Unnamed: 0,satisfaction_level,last_evaluation,number_project,average_monthly_hours,tenure,work_accident,left,promotion_last_5years,department,salary
396,0.46,0.57,2,139,3,0,1,0,sales,low
866,0.41,0.46,2,128,3,0,1,0,accounting,low
1317,0.37,0.51,2,127,3,0,1,0,sales,medium
1368,0.41,0.52,2,132,3,0,1,0,RandD,low
1461,0.42,0.53,2,142,3,0,1,0,sales,low


The above output shows the first five occurences of rows that are duplicated farther down in the dataframe. How likely is it that these are legitimate entries? In other words, how plausible is it that two employees self-reported the exact same response for every column?

I will perform a likelihood analysis by essentially applying Bayes' theorem and multiplying the probabilities of finding each value in each column. And keep legitimate entries.

In [None]:
# separating duplicates and non-duplicates
duplicates = df0[df0.duplicated(keep=False)].copy()
non_duplicates = df0[~df0.duplicated(keep=False)].copy()

In [33]:
# Calculating probability of each value in each column
value_probs = defaultdict(dict)

for col in df0.columns:
    col_probs = df0[col].value_counts(normalize=True)
    for val, prob in col_probs.items():
        value_probs[col][val] = prob

In [34]:
# Defining a function to compute row probability
def row_probability(row):
    prob = 1.0
    for col in df0.columns:
        prob *= value_probs[col].get(row[col], 1e-6) 
    return prob

In [35]:
# Applying the row probability function to duplicates
duplicates['row_prob'] = duplicates.apply(row_probability, axis=1)

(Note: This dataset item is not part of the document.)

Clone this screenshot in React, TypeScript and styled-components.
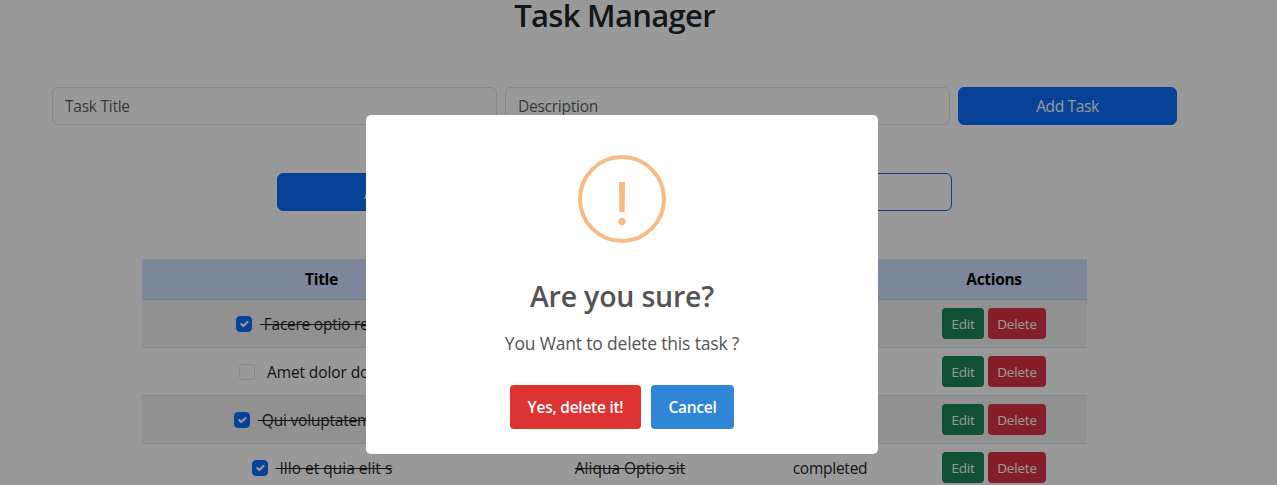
import React from "react";
import styled, { createGlobalStyle } from "styled-components";

const GlobalStyle = createGlobalStyle`
  *, *::before, *::after { box-sizing: border-box; }
  html, body { margin: 0; height: 485px; overflow: hidden; background: #fff; }
  body { font: 400 16px/24px "Open Sans", "Noto Sans", sans-serif; color: #212529; }
  button, input { font: inherit; margin: 0; }
`;

const Page = styled.main`
  width: 1229px;
  display: flex;
  flex-direction: column;
  align-items: center;
`;

const Heading = styled.h1`
  margin: 0;
  height: 35px;
  font-size: 31px;
  font-weight: 600;
  line-height: 31px;
  letter-spacing: -0.7px;
`;

const TaskForm = styled.form`
  margin-top: 52px;
  width: 1125px;
  display: grid;
  grid-template-columns: 445px 445px 219px;
  gap: 8px;
`;

const Field = styled.input`
  height: 38px;
  padding: 0 12px;
  border: 1px solid #dee2e6;
  border-radius: 6px;
  background: #fff;
  font-size: 15.5px;
  letter-spacing: -0.25px;
  &::placeholder { color: rgba(33, 37, 41, 0.75); opacity: 1; }
`;

const Button = styled.button<{ $outline?: boolean }>`
  height: 38px;
  padding: 0;
  border: 1px solid #0d6efd;
  border-radius: 6px;
  background: ${(p) => (p.$outline ? "#fff" : "#0d6efd")};
  color: ${(p) => (p.$outline ? "#0d6efd" : "#fff")};
  font-size: 15.5px;
  letter-spacing: -0.35px;
`;

const FilterButton = styled(Button)`
  padding: 1px 2px 0 0;
  letter-spacing: 0;
`;

const Filters = styled.div`
  margin-top: 48px;
  width: 675px;
  display: grid;
  grid-template-columns: 219px 220px 220px;
  gap: 8px;
`;

const Table = styled.table`
  margin-top: 48px;
  width: 945px;
  table-layout: fixed;
  border-collapse: separate;
  border-spacing: 0;
  text-align: center;
`;

const HeadCell = styled.th<{ $width: number }>`
  width: ${(p) => p.$width}px;
  height: 41px;
  padding: 0;
  background: #cfe2ff;
  border-bottom: 1px solid #bacbe6;
  color: #000;
  font-size: 15.5px;
  font-weight: 700;
  letter-spacing: -0.3px;
`;

const Row = styled.tr<{ $striped: boolean }>`
  background: ${(p) => (p.$striped ? "#f2f2f2" : "#fff")};
`;

const Cell = styled.td`
  height: 48px;
  padding: 0;
  border-bottom: 1px solid #dee2e6;
  font-size: 15.5px;
  letter-spacing: -0.25px;
`;

const TitleLine = styled.div`
  display: flex;
  align-items: center;
  justify-content: center;
  gap: 8px;
`;

const Check = styled.span<{ $on: boolean }>`
  width: 16px;
  height: 16px;
  flex: none;
  border: 1px solid ${(p) => (p.$on ? "#0d6efd" : "#dee2e6")};
  border-radius: 4px;
  background: ${(p) => (p.$on ? "#0d6efd" : "#fff")};
  svg { display: block; width: 14px; height: 14px; }
`;

const Label = styled.span<{ $struck: boolean; $width?: number; $tracking?: number }>`
  display: inline-block;
  vertical-align: top;
  width: ${(p) => (p.$width ? `${p.$width}px` : "auto")};
  white-space: pre;
  text-align: left;
  letter-spacing: ${(p) => p.$tracking ?? 0}px;
  text-decoration: ${(p) => (p.$struck ? "line-through" : "none")};
`;

const Actions = styled.div`
  display: flex;
  justify-content: center;
  gap: 4px;
`;

const SmallButton = styled.button<{ $color: string; $width: number }>`
  width: ${(p) => p.$width}px;
  height: 31px;
  padding: 0;
  border: 0;
  border-radius: 4px;
  background: ${(p) => p.$color};
  color: #fff;
  font-size: 13.5px;
  letter-spacing: -0.2px;
`;

const Overlay = styled.div`
  position: fixed;
  inset: 0;
  background: rgba(0, 0, 0, 0.4);
`;

const Dialog = styled.section`
  position: absolute;
  left: 366px;
  top: 115px;
  width: 512px;
  height: 339px;
  padding-top: 40px;
  border-radius: 5px;
  background: #fff;
  color: #545454;
  display: flex;
  flex-direction: column;
  align-items: center;
`;

const WarningIcon = styled.svg`
  width: 88px;
  height: 88px;
`;

const DialogTitle = styled.h2`
  margin: 34px 0 0;
  font-size: 28.5px;
  font-weight: 600;
  line-height: 38px;
  letter-spacing: -0.2px;
`;

const DialogText = styled.p`
  margin: 15px 0 0;
  font-size: 17.5px;
  line-height: 27px;
  letter-spacing: -0.17px;
`;

const DialogActions = styled.div`
  margin-top: 28px;
  display: flex;
  gap: 10px;
`;

const DialogButton = styled.button<{ $color: string; $width: number }>`
  width: ${(p) => p.$width}px;
  height: 44px;
  padding: 0;
  border: 0;
  border-radius: 4px;
  background: ${(p) => p.$color};
  color: #fff;
  font-size: 15.5px;
  font-weight: 600;
  letter-spacing: -0.25px;
`;

const tasks = [
  { title: "Facere optio repud", width: 147, tracking: -0.25, description: "Dolor sit", done: true },
  { title: "Amet dolor dolor", width: 141, tracking: -0.1, description: "Ut enim", done: false },
  { title: "Qui voluptatem vo", width: 151, tracking: -0.2, description: "Quia et", done: true },
  { title: "Illo et quia elit s", width: 116, tracking: 0, description: "Aliqua Optio sit", done: true },
];

export default function App() {
  return (
    <>
      <GlobalStyle />
      <Page>
        <Heading>Task Manager</Heading>
        <TaskForm>
          <Field placeholder="Task Title" />
          <Field placeholder="Description" />
          <Button type="button">Add Task</Button>
        </TaskForm>
        <Filters>
          <FilterButton>Active</FilterButton>
          <FilterButton $outline>Done</FilterButton>
          <FilterButton $outline>All</FilterButton>
        </Filters>
        <Table>
          <thead>
            <tr>
              <HeadCell $width={359}>Title</HeadCell>
              <HeadCell $width={258}>Description</HeadCell>
              <HeadCell $width={142}>Status</HeadCell>
              <HeadCell $width={186}>Actions</HeadCell>
            </tr>
          </thead>
          <tbody>
            {tasks.map((task, i) => (
              <Row key={task.title} $striped={i % 2 === 0}>
                <Cell>
                  <TitleLine>
                    <Check $on={task.done}>
                      {task.done && (
                        <svg viewBox="0 0 20 20">
                          <path
                            d="m6 10 3 3 6-6"
                            fill="none"
                            stroke="#fff"
                            strokeWidth="3"
                            strokeLinecap="round"
                            strokeLinejoin="round"
                          />
                        </svg>
                      )}
                    </Check>
                    <Label $struck={task.done} $width={task.width} $tracking={task.tracking}>
                      {` ${task.title}`}
                    </Label>
                  </TitleLine>
                </Cell>
                <Cell>
                  <Label $struck={task.done}>{task.description}</Label>
                </Cell>
                <Cell>{task.done ? "completed" : "pending"}</Cell>
                <Cell>
                  <Actions>
                    <SmallButton $color="#198754" $width={42}>Edit</SmallButton>
                    <SmallButton $color="#dc3545" $width={58}>Delete</SmallButton>
                  </Actions>
                </Cell>
              </Row>
            ))}
          </tbody>
        </Table>
      </Page>
      <Overlay>
        <Dialog role="dialog">
          <WarningIcon viewBox="0 0 88 88" fill="#f8bb86">
            <circle cx="44" cy="44" r="42" fill="none" stroke="#f8bb86" strokeWidth="4" />
            <path d="M41 27h6l-.3 30h-5.4z" />
            <circle cx="44" cy="66.5" r="3.7" />
          </WarningIcon>
          <DialogTitle>Are you sure?</DialogTitle>
          <DialogText>You Want to delete this task ?</DialogText>
          <DialogActions>
            <DialogButton $color="#dd3333" $width={131}>Yes, delete it!</DialogButton>
            <DialogButton $color="#3085d6" $width={83}>Cancel</DialogButton>
          </DialogActions>
        </Dialog>
      </Overlay>
    </>
  );
}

# Setting a threshold for low probability
threshold = duplicates['row_prob'].quantile(0.05)

# Dropping rows with low probability of being entries from a real person
# (i.e., rows that are less likely to be duplicates based on the calculated probabilities)
# occurance of these rows is likely due to errors in data entry
to_drop = (duplicates['row_prob'] < threshold)

# Dropping the identified rows from the duplicates DataFrame
cleaned_duplicates = duplicates[~to_drop].copy()

cleaned_duplicates.drop(columns=['row_prob'], inplace=True)

cleaned_duplicates.shape

(5079, 10)

In [36]:
df1 = pd.concat([cleaned_duplicates, non_duplicates], ignore_index=True).reset_index(drop=True)

In [37]:
df0.shape, df1.shape

((14999, 10), (14732, 10))

Successfully removed 267 duplicates. These duplicates had a low probablity of occuring due to random chance and likely occured due to some other fault in the data collection process.

In [38]:
# Saving the cleaned dataset
df1.to_csv("hr_dataset_1.csv", index=False)